Не помешает также продолжить личную молитву и в самолете или на пароходе (пароме, поезде). Поскольку, повторяю, всякое путешествие — неизбежный экстрим с неизвестным финалом.
А вообще нужно сказать, что жизнь — это вовсе никакой не отдых, а постоянная работа, меняющая формы, но не меняющая сути. Поэтому лучше всего отдыхает тот, кто привык отдыхать от смены полезных занятий и во всех ситуациях ищет пищи для ума и сердца.
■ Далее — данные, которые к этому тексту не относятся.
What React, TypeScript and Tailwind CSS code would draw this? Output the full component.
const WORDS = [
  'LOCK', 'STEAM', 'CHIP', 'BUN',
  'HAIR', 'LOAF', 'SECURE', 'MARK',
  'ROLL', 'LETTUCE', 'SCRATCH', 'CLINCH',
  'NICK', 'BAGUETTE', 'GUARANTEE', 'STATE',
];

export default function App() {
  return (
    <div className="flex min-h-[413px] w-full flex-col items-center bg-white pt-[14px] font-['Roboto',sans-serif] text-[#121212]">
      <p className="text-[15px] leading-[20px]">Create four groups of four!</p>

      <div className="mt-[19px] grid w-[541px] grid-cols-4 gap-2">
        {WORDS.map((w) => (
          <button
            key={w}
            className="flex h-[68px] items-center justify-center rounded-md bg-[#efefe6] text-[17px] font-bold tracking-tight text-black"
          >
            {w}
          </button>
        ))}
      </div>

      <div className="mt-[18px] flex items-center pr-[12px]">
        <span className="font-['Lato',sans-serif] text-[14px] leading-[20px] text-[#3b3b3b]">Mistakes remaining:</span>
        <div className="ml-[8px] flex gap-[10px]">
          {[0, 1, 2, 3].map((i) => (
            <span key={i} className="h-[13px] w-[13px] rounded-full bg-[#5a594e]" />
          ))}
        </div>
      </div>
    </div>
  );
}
Все, кроме Церкви, от менеджеров турфирм до ваших личных знакомых, вам скажут другие слова с другим смыслом. Ну а Церкви хоть иногда надо говорить что-то полезное «против шерсти». Тогда шансы вернуться с отдыха живым и жить правильно как дома, так и за его пределами увеличиваются.
«Наш» Париж: путешествие вглубь (4 июня 2012г.)
Причудливая смесь отчаяния и весёлости, беспросветной нищеты и лихого удальства; смерть, царящая повсюду, и жадное желание жить; святость в соседстве с сумасшествием и ханжество в обнимку с подлинной религиозностью… Социальное неистовство, липкая кровь, покрывавшая раз за разом мостовые и смывавшаяся дождями в Сену; маленькие трагедии, бушевавшие за опущенными занавесками и затем вошедшие в бессмертную литературу, — всё это и многое другое наделяет имя Париж неотразимым ароматом страсти, тайны и трагедии. Таким мы и любим Париж. Такой Париж мы ищем, поскольку такой образ его нам оставили Гюго, Дюма, Бальзак.
Тот Париж, которого уже нет, был тесным и грязным. Ещё он был хаотичным. Никаких прямых углов. Одни тупики и закоулки, пускаться в путешествие по которым в темноте можно было лишь при соблюдении трёх условий. Первое — вы знаете путь; второе — вы не из робкого десятка; и третье — ваша правая кисть под одеждой сжимает рукоять холодного оружия.
Мостовые были скользкими от помоев, которые выливались прямо из дверей на улицу. И это были подлинные мостовые, то есть камнем мощёные улицы. С конца XVIII по середину XIX века эти булыжники часто выворачивались из-под ног, чтобы превратиться в оружие борьбы с правительственными войсками. А сами улицы без особых инженерных усилий превращались в баррикады. Для этого их нужно было просто перегородить, хотя бы опрокинутой телегой, заложить хламом с обеих сторон — и готово. Ружейного огня можно опасаться лишь в половину былого страха. В часы затишья — Гаврош, вперёд! — собирать патроны. Правда, артиллерия разносит эти баррикады в пух. Но кто же мог представить, что низкорослый корсиканец, мечтающий править миром, дерзнёт однажды стрелять из пушек по горожанам прямой наводкой! Средневековье было жестоко, но оно признавало правила Божественные и человеческие. Новая эпоха провозгласила гуманность, но правила решила отменить.
В середине XIX века заклятый враг Парижа — Лондон — провёл генеральную перепланировку. Через десять с небольшим лет Париж совершил то же самое. Во-первых, потому, что буржуазный дух — это дух завистливой и всех, даже врага — нет, врага в особенности, — копирующей обезьяны. Во-вторых, потому, что нужда назрела. С вонью и грязью, порождавшими эпидемии, расправились с помощью надёжной и капитальной системы водопровода и канализации. Курятники трущоб и хаос кривых улиц были сметены, и на их месте появились широкие проспекты и бульвары, которые уже вряд ли сможет кто-то перегородить баррикадами. Однообразные добротные здания воплотили идею гражданского равенства. Прямые, как стрела, проспекты отразили веру в линейный прогресс и неминуемость счастья. Когда строительная пыль осела, в виде последнего аккорда новый вид старого города, как вишенка на торте, украсила раскоряка имени Эйфеля.